* _Source material_

****************************************

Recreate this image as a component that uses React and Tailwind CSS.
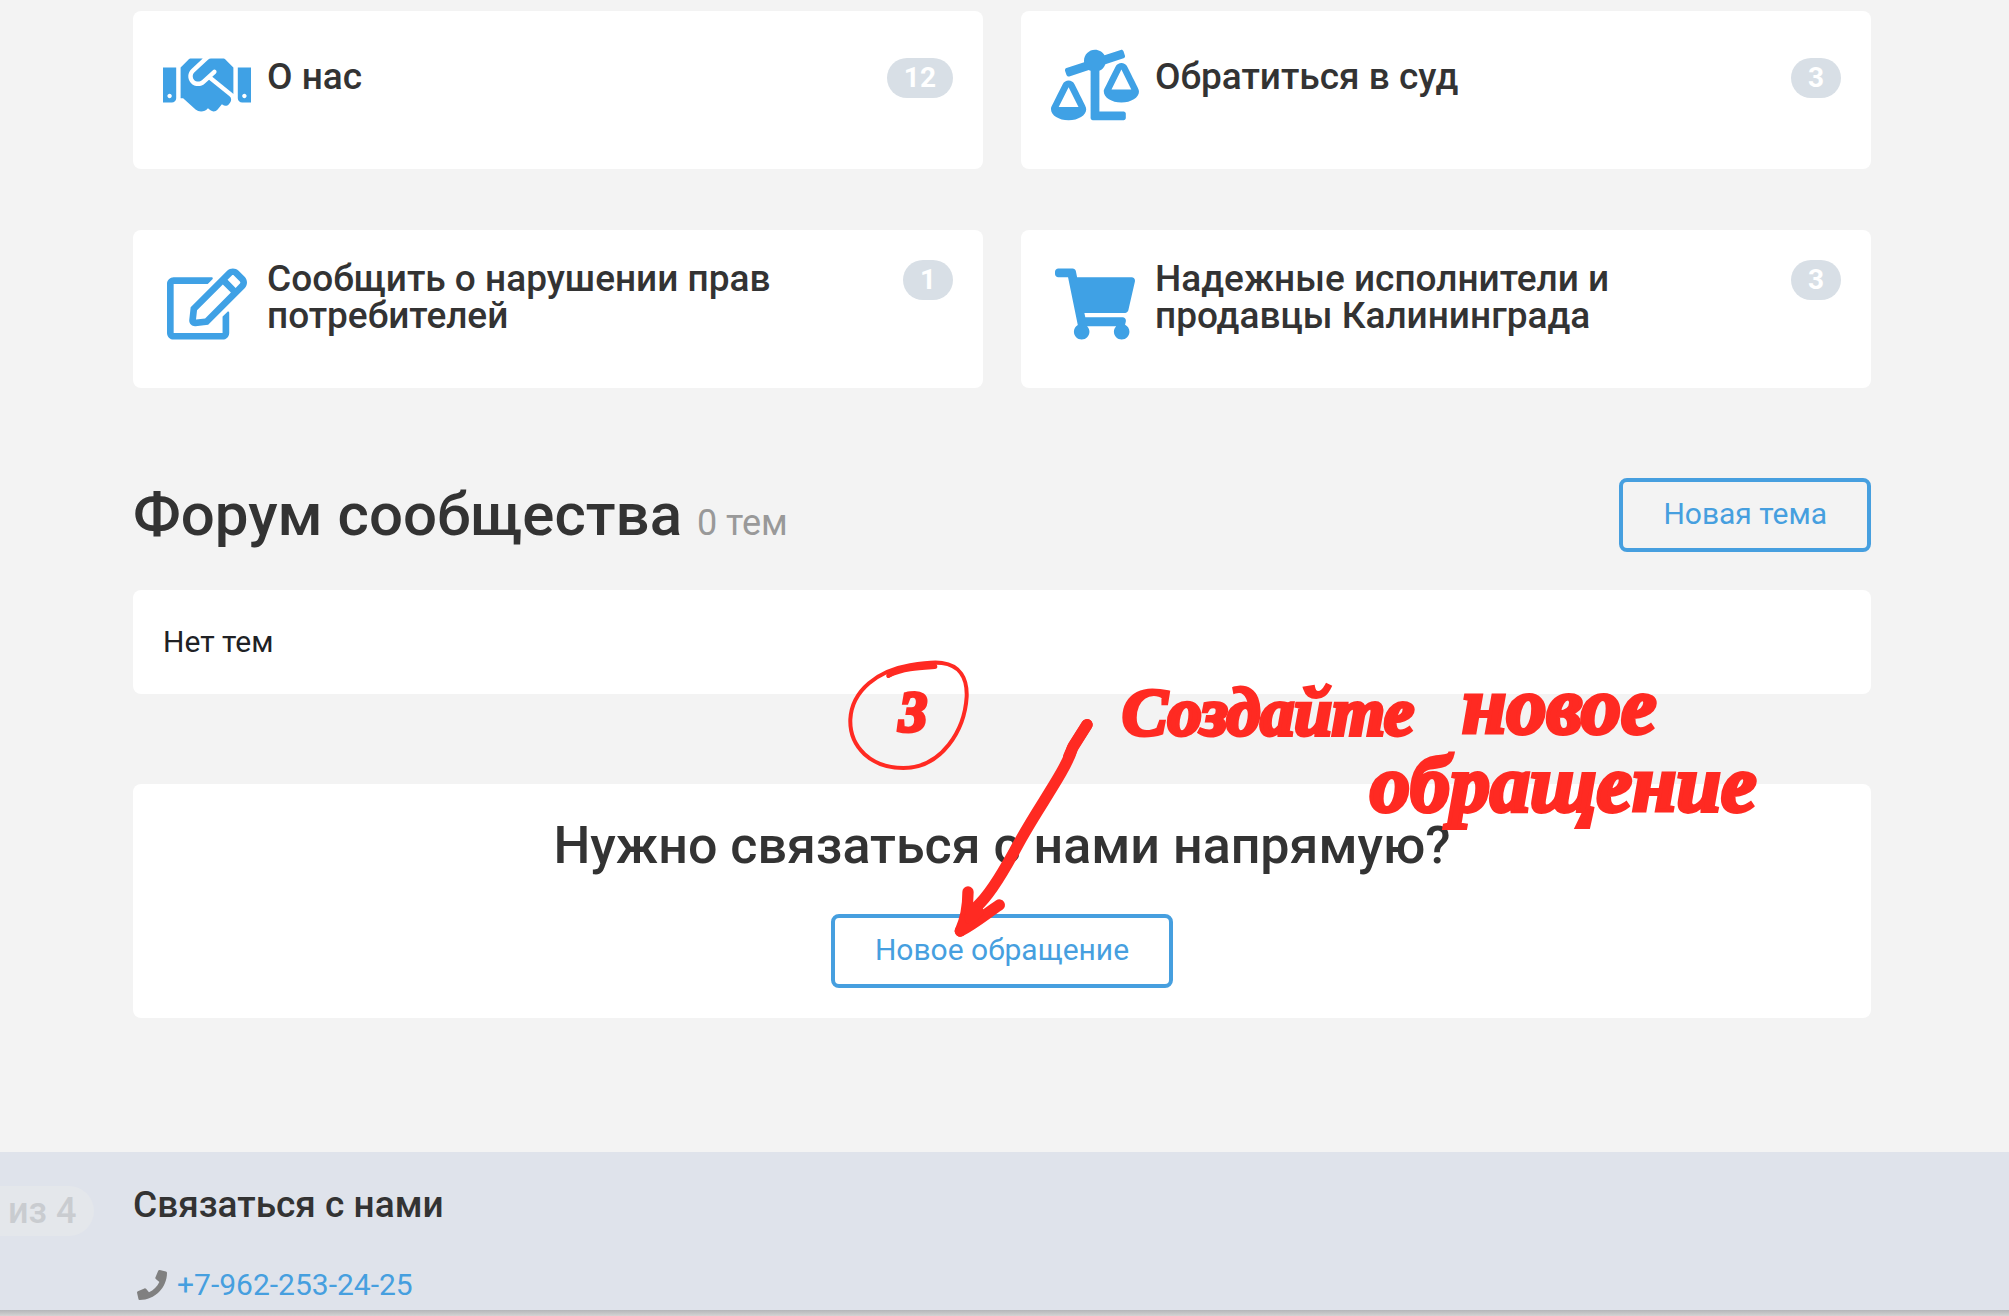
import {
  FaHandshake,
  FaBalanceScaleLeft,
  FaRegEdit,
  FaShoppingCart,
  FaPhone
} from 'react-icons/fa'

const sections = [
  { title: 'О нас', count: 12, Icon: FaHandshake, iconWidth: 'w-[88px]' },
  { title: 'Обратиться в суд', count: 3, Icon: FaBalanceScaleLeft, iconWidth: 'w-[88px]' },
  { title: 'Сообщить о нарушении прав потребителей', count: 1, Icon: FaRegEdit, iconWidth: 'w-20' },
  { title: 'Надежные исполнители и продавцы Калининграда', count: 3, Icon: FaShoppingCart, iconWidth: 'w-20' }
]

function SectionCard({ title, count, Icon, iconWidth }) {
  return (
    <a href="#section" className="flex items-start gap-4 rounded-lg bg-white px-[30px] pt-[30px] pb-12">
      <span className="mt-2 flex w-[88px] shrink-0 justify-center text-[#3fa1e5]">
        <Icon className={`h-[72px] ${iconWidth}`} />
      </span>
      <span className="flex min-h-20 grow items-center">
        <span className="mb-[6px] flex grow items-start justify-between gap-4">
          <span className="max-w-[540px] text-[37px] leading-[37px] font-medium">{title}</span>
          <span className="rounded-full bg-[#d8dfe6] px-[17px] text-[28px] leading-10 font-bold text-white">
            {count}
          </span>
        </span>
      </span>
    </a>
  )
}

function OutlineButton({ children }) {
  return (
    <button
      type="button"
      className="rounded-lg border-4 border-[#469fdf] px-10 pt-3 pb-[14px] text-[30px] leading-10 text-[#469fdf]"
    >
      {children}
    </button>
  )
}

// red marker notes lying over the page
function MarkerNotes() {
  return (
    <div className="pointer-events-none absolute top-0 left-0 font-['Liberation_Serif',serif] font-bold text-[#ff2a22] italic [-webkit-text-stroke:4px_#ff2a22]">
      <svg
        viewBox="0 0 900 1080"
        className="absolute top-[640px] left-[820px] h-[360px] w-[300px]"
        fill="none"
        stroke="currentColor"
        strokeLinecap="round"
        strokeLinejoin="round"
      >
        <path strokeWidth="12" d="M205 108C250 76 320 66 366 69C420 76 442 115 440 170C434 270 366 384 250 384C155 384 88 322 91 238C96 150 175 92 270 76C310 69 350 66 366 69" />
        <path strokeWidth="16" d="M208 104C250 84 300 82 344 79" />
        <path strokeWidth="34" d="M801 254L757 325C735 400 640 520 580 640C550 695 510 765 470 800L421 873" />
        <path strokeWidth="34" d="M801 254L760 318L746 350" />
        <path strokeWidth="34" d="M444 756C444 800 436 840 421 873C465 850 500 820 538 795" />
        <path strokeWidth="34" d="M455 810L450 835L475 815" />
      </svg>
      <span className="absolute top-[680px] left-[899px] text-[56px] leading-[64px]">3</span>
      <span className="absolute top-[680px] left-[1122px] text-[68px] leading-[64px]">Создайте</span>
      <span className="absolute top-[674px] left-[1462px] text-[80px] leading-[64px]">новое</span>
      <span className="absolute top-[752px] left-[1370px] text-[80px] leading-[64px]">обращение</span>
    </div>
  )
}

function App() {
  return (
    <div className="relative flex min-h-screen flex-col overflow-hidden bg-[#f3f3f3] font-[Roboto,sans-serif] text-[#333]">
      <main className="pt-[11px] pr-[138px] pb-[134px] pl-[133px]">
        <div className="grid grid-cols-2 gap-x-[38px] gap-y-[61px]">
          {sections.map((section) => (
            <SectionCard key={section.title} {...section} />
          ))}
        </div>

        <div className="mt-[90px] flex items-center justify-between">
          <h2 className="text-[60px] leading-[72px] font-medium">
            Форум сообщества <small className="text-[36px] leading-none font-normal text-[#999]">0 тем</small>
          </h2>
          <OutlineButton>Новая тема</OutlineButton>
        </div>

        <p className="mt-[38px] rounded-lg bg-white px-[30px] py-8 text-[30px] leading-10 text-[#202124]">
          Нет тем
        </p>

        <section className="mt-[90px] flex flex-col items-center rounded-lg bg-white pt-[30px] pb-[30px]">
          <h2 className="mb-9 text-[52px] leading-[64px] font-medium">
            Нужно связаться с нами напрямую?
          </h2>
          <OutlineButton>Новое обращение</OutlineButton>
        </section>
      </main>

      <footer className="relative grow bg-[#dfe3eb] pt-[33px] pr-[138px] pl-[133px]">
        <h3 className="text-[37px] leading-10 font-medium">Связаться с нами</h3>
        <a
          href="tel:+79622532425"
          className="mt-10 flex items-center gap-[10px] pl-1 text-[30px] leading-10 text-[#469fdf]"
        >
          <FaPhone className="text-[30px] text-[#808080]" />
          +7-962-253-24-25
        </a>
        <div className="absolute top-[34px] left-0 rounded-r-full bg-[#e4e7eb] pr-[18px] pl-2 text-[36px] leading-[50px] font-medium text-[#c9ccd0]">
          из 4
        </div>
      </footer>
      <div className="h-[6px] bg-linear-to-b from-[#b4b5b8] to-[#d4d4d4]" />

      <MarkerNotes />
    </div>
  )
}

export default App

****************************************

Print the complete listing exactly, apart from any pictures.

* _Result of the task_
Recreate this image as a component that uses React and Tailwind CSS.
import {
  FaHandshake,
  FaBalanceScaleLeft,
  FaRegEdit,
  FaShoppingCart,
  FaPhone
} from 'react-icons/fa'

const sections = [
  { title: 'О нас', count: 12, Icon: FaHandshake, iconWidth: 'w-[88px]' },
  { title: 'Обратиться в суд', count: 3, Icon: FaBalanceScaleLeft, iconWidth: 'w-[88px]' },
  { title: 'Сообщить о нарушении прав потребителей', count: 1, Icon: FaRegEdit, iconWidth: 'w-20' },
  { title: 'Надежные исполнители и продавцы Калининграда', count: 3, Icon: FaShoppingCart, iconWidth: 'w-20' }
]

function SectionCard({ title, count, Icon, iconWidth }) {
  return (
    <a href="#section" className="flex items-start gap-4 rounded-lg bg-white px-[30px] pt-[30px] pb-12">
      <span className="mt-2 flex w-[88px] shrink-0 justify-center text-[#3fa1e5]">
        <Icon className={`h-[72px] ${iconWidth}`} />
      </span>
      <span className="flex min-h-20 grow items-center">
        <span className="mb-[6px] flex grow items-start justify-between gap-4">
          <span className="max-w-[540px] text-[37px] leading-[37px] font-medium">{title}</span>
          <span className="rounded-full bg-[#d8dfe6] px-[17px] text-[28px] leading-10 font-bold text-white">
            {count}
          </span>
        </span>
      </span>
    </a>
  )
}

function OutlineButton({ children }) {
  return (
    <button
      type="button"
      className="rounded-lg border-4 border-[#469fdf] px-10 pt-3 pb-[14px] text-[30px] leading-10 text-[#469fdf]"
    >
      {children}
    </button>
  )
}

// red marker notes lying over the page
function MarkerNotes() {
  return (
    <div className="pointer-events-none absolute top-0 left-0 font-['Liberation_Serif',serif] font-bold text-[#ff2a22] italic [-webkit-text-stroke:4px_#ff2a22]">
      <svg
        viewBox="0 0 900 1080"
        className="absolute top-[640px] left-[820px] h-[360px] w-[300px]"
        fill="none"
        stroke="currentColor"
        strokeLinecap="round"
        strokeLinejoin="round"
      >
        <path strokeWidth="12" d="M205 108C250 76 320 66 366 69C420 76 442 115 440 170C434 270 366 384 250 384C155 384 88 322 91 238C96 150 175 92 270 76C310 69 350 66 366 69" />
        <path strokeWidth="16" d="M208 104C250 84 300 82 344 79" />
        <path strokeWidth="34" d="M801 254L757 325C735 400 640 520 580 640C550 695 510 765 470 800L421 873" />
        <path strokeWidth="34" d="M801 254L760 318L746 350" />
        <path strokeWidth="34" d="M444 756C444 800 436 840 421 873C465 850 500 820 538 795" />
        <path strokeWidth="34" d="M455 810L450 835L475 815" />
      </svg>
      <span className="absolute top-[680px] left-[899px] text-[56px] leading-[64px]">3</span>
      <span className="absolute top-[680px] left-[1122px] text-[68px] leading-[64px]">Создайте</span>
      <span className="absolute top-[674px] left-[1462px] text-[80px] leading-[64px]">новое</span>
      <span className="absolute top-[752px] left-[1370px] text-[80px] leading-[64px]">обращение</span>
    </div>
  )
}

function App() {
  return (
    <div className="relative flex min-h-screen flex-col overflow-hidden bg-[#f3f3f3] font-[Roboto,sans-serif] text-[#333]">
      <main className="pt-[11px] pr-[138px] pb-[134px] pl-[133px]">
        <div className="grid grid-cols-2 gap-x-[38px] gap-y-[61px]">
          {sections.map((section) => (
            <SectionCard key={section.title} {...section} />
          ))}
        </div>

        <div className="mt-[90px] flex items-center justify-between">
          <h2 className="text-[60px] leading-[72px] font-medium">
            Форум сообщества <small className="text-[36px] leading-none font-normal text-[#999]">0 тем</small>
          </h2>
          <OutlineButton>Новая тема</OutlineButton>
        </div>

        <p className="mt-[38px] rounded-lg bg-white px-[30px] py-8 text-[30px] leading-10 text-[#202124]">
          Нет тем
        </p>

        <section className="mt-[90px] flex flex-col items-center rounded-lg bg-white pt-[30px] pb-[30px]">
          <h2 className="mb-9 text-[52px] leading-[64px] font-medium">
            Нужно связаться с нами напрямую?
          </h2>
          <OutlineButton>Новое обращение</OutlineButton>
        </section>
      </main>

      <footer className="relative grow bg-[#dfe3eb] pt-[33px] pr-[138px] pl-[133px]">
        <h3 className="text-[37px] leading-10 font-medium">Связаться с нами</h3>
        <a
          href="tel:+79622532425"
          className="mt-10 flex items-center gap-[10px] pl-1 text-[30px] leading-10 text-[#469fdf]"
        >
          <FaPhone className="text-[30px] text-[#808080]" />
          +7-962-253-24-25
        </a>
        <div className="absolute top-[34px] left-0 rounded-r-full bg-[#e4e7eb] pr-[18px] pl-2 text-[36px] leading-[50px] font-medium text-[#c9ccd0]">
          из 4
        </div>
      </footer>
      <div className="h-[6px] bg-linear-to-b from-[#b4b5b8] to-[#d4d4d4]" />

      <MarkerNotes />
    </div>
  )
}

export default App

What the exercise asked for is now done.